The yearly FBI tally is based on voluntary data submissions by more than 15,000 law enforcement agencies. The bureau said the 2021 data are slated for release in the fall, a typical lag of several months.

Last October, the FBI reported that hate crime jumped to 8,263 incidents in 2020, the highest level in more than two decades.

The overall increase in hate crimes in 2021 came as anti-Asian incidents jumped 224% to a record 369 incidents in 20 of the largest U.S. cities, while anti-Jewish and anti-gay incidents posted increases of more than 50% to 373 incidents, according to the data.

Anti-Asian assaults and other types of incidents have been on an upswing since the start of the COVID-19 pandemic in early 2020, fueled in part, community activists and experts say, by rhetoric blaming China for the deadly virus.

The Stop AAPI Hate coalition, created during the pandemic to track bias incidents, received nearly 11,000 anti-Asian hate reports from March 2020 to December 2021.

More than 60% of the incidents were reported by women, including women using public transit, according to Cynthia Choi, co-executive director of Chinese for Affirmative Action, one of the founding partners of the anti-hate coalition.

Asian women reported being verbally harassed, coughed and spat on, physically assaulted and refused entry onto urban transit trains.

“What I see through the report is that horrible things are being said that are racist and sexist that I can’t even repeat to you now,” Choi said in an interview. “And of course, there’s always a fear that that type of verbal harassment, that type of racial profiling and targeting will escalate to violence.”

The FBI defines hate crimes as criminal offenses motivated by the perpetrator’s bias against a race, religion, disability, sexual orientation, ethnicity, gender or gender identity.

While the majority of the incidents tracked by Stop AAPI Hate did not rise to the level of hate crimes, violence targeting Asian Americans continued to rise.

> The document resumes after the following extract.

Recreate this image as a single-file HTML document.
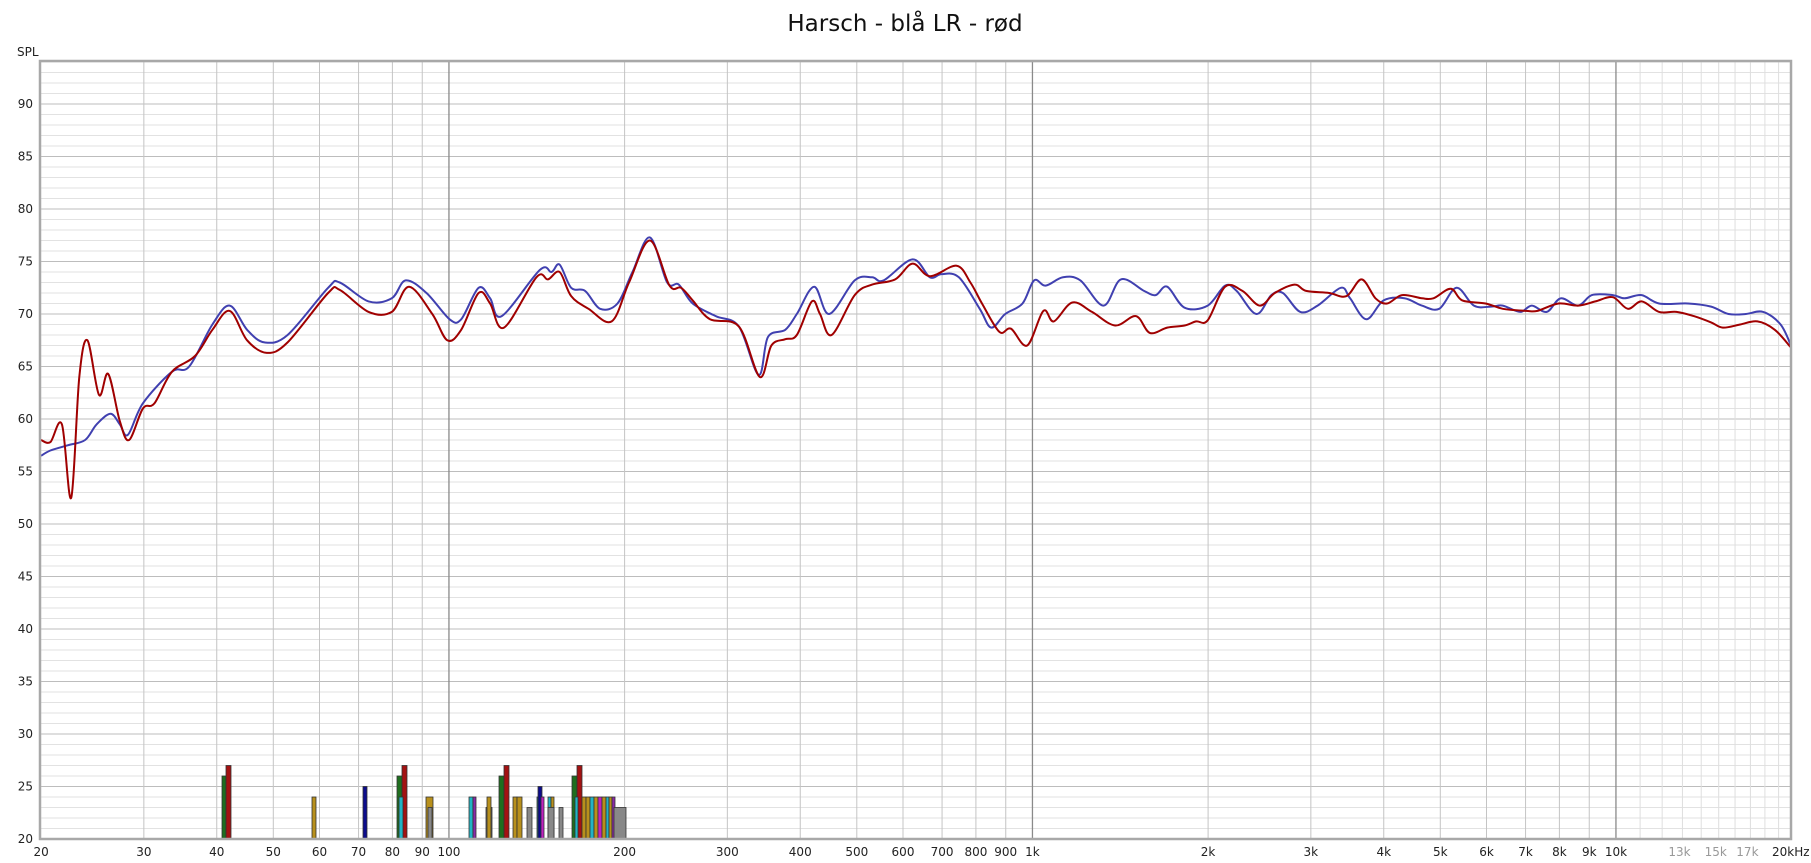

In Atlanta, a 21-year-old man shot and killed eight people, including six women of Asian descent, at massage parlors in March 2021. Although the suspect, Robert Aaron Long, said he was motivated by sex addiction, not racism, prosecutors alleged anti-Asian animus.

In San Francisco, home to one of the largest Asian communities in the United States, several Asian Americans were violently attacked last year, including an 84-year-old man who died in January after being shoved to the ground.

The violence has rattled the Asian American community. A Pew survey released this week found that more than one-third of Asian Americans worry they might be threatened or attacked and have made changes in their daily routine because of that concern.

Anti-Jewish hate crimes

The rise in anti-Jewish hate crimes came as fresh violence between Israel and Hamas in May 2021 spurred a wave of antisemitic incidents in the United States.

Last month, the Anti-Defamation League reported that it had tallied 2,717 antisemitic incidents of assault, harassment and vandalism in 2021, the highest number since it started tracking such cases in 1979.

New York City, the city with the largest Jewish American population in the U.S., was particularly hard hit. Police data show that anti-Jewish hate crimes increased by 71% to 207 incidents in 2021.

Of the 88 assaults on Jewish victims reported to the ADL last year, more than half took place in New York, noted Scott Richman, ADL regional director for New York and New Jersey.

Visibly identifiable Jews such as members of New York’s Hassidic community were frequent targets.

In November, three teenage girls were accused of attacking a 12-year-old Orthodox Jewish boy walking home with his 3-year-old brother. The New York Post, citing authorities, reported that one of the girls slapped the toddler in the face before fleeing the scene.

“That was very disturbing,” Richman said.

Similar attacks on New York’s Orthodox Jews have continued in recent weeks. Last week, a 32-year-old Hassidic man was punched in the face and the head by a stranger as he walked down a street in the city’s Crown Heights section.

“The Nazis should have killed you Jews,” the attacker allegedly said before taking off.

Richman said the incidents have terrorized the Hassidic community.

“People don’t know if they can walk in the streets, what’s going to happen,” Richman said.